Records for this exercise ::
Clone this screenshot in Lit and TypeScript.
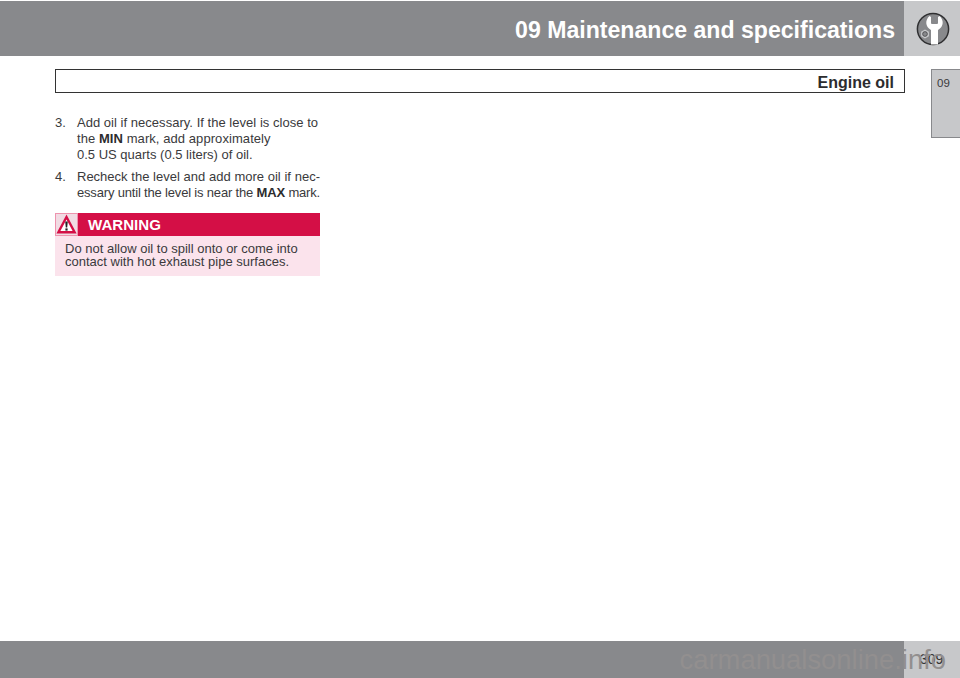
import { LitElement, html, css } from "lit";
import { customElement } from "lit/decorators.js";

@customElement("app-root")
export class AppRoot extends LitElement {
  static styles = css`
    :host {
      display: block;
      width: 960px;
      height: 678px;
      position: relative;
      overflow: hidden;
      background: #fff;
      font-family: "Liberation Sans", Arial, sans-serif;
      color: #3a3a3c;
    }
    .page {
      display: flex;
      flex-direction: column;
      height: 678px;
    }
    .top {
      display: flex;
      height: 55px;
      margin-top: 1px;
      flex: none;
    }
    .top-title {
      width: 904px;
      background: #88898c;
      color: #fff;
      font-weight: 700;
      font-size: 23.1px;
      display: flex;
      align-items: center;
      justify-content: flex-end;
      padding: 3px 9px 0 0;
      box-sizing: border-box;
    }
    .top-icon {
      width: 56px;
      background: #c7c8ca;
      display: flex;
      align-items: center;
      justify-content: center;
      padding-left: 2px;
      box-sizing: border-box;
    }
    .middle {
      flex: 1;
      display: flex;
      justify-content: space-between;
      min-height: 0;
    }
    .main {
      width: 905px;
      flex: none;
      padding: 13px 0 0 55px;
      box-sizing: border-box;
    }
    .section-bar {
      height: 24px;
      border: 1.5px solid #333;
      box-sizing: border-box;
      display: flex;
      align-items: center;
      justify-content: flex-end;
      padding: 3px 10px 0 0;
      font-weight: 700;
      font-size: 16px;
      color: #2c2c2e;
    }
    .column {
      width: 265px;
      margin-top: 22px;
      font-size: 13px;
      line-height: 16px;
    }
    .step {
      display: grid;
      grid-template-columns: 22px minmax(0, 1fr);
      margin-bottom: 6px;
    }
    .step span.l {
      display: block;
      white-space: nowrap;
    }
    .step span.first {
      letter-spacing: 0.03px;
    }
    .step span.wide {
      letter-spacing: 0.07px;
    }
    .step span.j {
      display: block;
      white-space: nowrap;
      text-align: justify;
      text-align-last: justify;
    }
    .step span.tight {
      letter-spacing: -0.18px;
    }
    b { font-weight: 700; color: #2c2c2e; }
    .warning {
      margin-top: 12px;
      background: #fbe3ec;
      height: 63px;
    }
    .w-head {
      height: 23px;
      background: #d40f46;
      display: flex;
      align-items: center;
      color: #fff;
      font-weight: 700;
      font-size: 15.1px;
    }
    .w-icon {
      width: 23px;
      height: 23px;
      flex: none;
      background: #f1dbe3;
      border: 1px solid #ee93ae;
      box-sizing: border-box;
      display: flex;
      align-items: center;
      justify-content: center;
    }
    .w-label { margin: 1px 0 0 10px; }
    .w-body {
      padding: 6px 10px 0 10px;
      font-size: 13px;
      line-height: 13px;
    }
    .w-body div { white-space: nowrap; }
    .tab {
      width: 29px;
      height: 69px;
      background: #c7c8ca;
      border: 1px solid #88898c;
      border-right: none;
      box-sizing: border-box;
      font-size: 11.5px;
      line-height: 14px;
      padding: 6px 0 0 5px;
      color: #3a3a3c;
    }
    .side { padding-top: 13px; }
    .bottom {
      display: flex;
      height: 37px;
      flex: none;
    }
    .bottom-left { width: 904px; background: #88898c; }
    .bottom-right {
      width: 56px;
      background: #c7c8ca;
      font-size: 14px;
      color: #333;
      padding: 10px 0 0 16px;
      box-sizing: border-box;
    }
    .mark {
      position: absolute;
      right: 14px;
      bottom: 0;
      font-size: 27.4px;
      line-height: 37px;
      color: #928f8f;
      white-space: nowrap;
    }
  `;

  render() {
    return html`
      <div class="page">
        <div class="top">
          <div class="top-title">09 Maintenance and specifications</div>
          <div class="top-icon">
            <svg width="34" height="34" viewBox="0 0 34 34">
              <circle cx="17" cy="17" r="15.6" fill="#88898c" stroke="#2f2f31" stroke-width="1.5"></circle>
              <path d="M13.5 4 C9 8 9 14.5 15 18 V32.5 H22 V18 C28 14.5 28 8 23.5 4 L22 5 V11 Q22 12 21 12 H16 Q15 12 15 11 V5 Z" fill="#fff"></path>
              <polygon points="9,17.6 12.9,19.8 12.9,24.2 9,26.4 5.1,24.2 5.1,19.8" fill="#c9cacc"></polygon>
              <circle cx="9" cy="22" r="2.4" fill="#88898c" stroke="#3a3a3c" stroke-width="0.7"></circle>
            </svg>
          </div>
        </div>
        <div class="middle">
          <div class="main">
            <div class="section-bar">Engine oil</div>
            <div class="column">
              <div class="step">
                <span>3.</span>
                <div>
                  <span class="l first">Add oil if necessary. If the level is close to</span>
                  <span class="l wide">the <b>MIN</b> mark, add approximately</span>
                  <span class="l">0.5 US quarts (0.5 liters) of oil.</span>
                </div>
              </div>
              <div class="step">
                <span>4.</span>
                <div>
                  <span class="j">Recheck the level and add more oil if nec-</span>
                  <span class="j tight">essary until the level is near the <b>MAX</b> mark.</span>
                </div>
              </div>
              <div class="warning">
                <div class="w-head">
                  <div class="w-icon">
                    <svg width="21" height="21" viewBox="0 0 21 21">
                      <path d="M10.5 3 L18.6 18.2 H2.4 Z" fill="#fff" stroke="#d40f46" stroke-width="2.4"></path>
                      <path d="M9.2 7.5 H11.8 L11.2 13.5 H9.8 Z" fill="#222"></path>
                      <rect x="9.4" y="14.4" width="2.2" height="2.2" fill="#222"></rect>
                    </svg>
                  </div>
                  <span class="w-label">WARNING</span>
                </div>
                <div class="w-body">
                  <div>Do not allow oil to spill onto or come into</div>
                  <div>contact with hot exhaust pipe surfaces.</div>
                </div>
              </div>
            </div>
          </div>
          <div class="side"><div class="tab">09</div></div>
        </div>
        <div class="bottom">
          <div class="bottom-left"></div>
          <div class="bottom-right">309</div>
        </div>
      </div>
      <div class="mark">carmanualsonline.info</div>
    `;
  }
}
...
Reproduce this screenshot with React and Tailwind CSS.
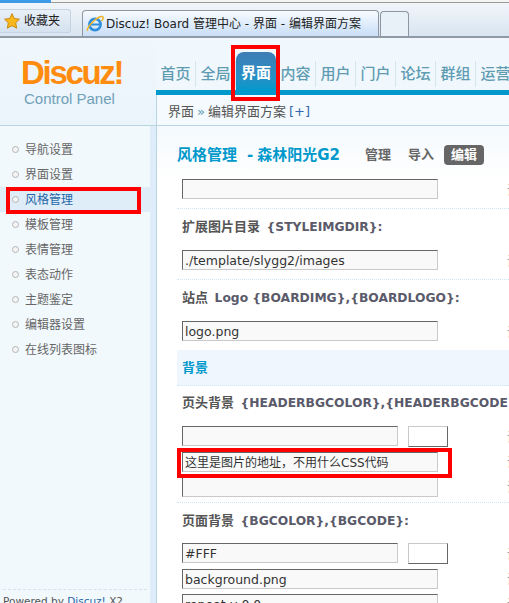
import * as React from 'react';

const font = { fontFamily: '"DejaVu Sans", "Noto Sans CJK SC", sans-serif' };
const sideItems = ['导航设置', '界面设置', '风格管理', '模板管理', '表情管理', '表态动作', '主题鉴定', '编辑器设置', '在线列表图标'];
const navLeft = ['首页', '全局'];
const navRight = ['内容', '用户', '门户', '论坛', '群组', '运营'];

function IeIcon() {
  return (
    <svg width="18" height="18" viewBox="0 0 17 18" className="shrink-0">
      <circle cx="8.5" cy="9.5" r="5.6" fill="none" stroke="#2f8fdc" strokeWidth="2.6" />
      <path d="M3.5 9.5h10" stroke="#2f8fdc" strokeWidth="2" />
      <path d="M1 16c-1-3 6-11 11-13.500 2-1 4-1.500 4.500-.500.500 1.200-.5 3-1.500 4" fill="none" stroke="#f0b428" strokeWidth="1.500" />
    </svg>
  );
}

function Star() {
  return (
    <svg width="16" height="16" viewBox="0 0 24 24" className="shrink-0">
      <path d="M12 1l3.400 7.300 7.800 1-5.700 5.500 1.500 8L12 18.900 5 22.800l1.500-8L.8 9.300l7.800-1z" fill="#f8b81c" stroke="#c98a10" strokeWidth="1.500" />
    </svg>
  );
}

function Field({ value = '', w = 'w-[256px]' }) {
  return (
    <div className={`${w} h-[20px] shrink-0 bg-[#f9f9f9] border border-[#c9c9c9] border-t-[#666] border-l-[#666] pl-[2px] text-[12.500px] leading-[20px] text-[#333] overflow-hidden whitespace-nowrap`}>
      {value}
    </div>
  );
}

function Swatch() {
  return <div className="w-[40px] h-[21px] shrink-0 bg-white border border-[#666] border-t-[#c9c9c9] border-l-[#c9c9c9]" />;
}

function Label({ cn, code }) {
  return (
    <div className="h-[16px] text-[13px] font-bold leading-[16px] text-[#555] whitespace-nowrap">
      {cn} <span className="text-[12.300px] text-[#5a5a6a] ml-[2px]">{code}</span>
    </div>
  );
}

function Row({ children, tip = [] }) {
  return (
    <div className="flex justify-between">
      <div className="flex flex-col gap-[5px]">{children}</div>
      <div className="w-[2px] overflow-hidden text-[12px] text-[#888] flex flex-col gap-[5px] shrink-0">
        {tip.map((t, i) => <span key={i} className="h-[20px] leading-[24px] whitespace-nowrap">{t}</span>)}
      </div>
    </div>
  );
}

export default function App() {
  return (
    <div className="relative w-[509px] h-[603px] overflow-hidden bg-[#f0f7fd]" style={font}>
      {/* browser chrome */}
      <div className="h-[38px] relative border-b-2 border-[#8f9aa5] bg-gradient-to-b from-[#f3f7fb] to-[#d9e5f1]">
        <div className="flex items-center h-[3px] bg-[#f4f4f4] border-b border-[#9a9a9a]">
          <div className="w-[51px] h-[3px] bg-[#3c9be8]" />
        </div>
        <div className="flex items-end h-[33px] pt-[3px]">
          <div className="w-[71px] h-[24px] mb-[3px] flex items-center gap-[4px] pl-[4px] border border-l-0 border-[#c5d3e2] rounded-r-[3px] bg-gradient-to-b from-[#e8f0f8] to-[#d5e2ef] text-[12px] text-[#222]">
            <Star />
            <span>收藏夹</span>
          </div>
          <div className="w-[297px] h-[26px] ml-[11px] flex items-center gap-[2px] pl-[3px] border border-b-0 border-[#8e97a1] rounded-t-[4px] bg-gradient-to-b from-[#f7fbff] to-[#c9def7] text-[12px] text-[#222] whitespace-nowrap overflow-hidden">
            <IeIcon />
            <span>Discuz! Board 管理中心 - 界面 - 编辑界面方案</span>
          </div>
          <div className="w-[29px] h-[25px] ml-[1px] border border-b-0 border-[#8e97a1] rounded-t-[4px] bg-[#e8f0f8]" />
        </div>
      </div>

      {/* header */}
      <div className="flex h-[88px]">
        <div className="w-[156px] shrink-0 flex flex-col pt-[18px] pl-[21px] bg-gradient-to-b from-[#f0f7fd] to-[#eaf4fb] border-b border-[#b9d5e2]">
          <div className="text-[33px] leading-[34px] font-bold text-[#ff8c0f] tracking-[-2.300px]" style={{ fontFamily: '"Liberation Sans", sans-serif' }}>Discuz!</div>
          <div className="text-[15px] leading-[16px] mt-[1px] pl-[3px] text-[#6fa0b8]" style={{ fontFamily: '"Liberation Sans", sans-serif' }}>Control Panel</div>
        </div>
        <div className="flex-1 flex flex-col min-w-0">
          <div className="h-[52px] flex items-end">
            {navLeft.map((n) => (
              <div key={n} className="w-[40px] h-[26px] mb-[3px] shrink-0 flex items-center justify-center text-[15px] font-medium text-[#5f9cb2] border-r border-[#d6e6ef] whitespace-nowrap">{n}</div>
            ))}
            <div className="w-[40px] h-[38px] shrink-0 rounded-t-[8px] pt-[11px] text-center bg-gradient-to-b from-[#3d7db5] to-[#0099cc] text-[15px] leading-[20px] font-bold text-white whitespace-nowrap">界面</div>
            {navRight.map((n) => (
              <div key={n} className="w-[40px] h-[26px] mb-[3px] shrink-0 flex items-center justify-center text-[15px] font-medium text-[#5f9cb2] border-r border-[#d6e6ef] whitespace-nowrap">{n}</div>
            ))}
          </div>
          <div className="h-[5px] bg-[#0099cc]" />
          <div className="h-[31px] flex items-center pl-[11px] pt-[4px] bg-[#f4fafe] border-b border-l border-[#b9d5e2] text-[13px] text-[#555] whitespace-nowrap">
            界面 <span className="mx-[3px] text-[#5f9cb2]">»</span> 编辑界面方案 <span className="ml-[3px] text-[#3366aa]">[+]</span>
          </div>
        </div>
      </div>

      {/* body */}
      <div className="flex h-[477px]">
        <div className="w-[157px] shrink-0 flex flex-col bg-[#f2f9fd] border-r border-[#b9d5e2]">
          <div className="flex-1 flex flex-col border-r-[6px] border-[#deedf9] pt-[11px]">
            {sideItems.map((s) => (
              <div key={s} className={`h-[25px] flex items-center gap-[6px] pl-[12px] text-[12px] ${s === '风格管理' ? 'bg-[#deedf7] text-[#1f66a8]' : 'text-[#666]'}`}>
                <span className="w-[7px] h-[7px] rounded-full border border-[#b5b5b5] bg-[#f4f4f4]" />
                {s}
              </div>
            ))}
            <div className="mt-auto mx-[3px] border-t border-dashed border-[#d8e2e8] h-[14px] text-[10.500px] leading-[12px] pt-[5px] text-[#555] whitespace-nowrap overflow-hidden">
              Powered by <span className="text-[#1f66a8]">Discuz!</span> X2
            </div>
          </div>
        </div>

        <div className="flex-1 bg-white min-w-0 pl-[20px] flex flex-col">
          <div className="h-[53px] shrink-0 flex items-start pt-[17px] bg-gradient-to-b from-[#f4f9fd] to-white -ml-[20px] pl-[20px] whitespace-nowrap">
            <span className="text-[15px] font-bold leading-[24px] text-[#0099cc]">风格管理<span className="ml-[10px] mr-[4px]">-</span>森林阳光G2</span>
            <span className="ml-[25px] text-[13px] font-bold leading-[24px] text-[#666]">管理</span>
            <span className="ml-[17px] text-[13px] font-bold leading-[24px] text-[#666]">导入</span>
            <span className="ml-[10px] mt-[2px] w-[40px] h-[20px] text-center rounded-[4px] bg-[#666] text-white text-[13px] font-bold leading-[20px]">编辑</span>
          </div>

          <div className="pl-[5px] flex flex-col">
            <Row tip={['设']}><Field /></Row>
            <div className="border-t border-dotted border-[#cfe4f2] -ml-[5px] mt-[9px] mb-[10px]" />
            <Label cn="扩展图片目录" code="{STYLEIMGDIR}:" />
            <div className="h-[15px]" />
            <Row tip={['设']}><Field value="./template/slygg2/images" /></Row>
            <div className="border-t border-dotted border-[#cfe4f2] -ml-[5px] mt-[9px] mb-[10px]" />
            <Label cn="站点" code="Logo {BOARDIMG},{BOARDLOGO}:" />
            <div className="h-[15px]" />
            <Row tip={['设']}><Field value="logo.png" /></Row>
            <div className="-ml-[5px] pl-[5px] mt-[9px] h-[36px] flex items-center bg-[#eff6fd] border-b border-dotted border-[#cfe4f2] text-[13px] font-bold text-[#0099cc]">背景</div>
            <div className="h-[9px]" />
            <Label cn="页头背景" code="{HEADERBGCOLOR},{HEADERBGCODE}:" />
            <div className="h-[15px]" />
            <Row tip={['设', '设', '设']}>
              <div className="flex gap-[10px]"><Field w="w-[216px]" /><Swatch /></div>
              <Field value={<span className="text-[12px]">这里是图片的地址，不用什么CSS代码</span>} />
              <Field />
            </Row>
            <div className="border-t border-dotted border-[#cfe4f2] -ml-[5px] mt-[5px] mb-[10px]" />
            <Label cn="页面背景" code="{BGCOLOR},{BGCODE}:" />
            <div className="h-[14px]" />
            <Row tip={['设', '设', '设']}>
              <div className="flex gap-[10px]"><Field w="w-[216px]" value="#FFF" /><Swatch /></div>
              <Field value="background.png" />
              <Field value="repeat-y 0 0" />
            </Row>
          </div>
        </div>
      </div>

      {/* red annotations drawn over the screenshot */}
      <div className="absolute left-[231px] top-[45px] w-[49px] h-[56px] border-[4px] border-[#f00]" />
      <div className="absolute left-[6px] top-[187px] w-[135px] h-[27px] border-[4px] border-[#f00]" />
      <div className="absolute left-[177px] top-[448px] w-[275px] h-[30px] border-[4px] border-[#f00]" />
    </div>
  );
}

Requirements :: Copy exactly the stretch of lines from the one containing "Reproduce this screenshot" through the one containing "const navRight = ['内容', '用户', '门户', '论坛', '群组', '运营'];", both included. Leave out any pictures.

Result for this exercise ::
Reproduce this screenshot with React and Tailwind CSS.
import * as React from 'react';

const font = { fontFamily: '"DejaVu Sans", "Noto Sans CJK SC", sans-serif' };
const sideItems = ['导航设置', '界面设置', '风格管理', '模板管理', '表情管理', '表态动作', '主题鉴定', '编辑器设置', '在线列表图标'];
const navLeft = ['首页', '全局'];
const navRight = ['内容', '用户', '门户', '论坛', '群组', '运营'];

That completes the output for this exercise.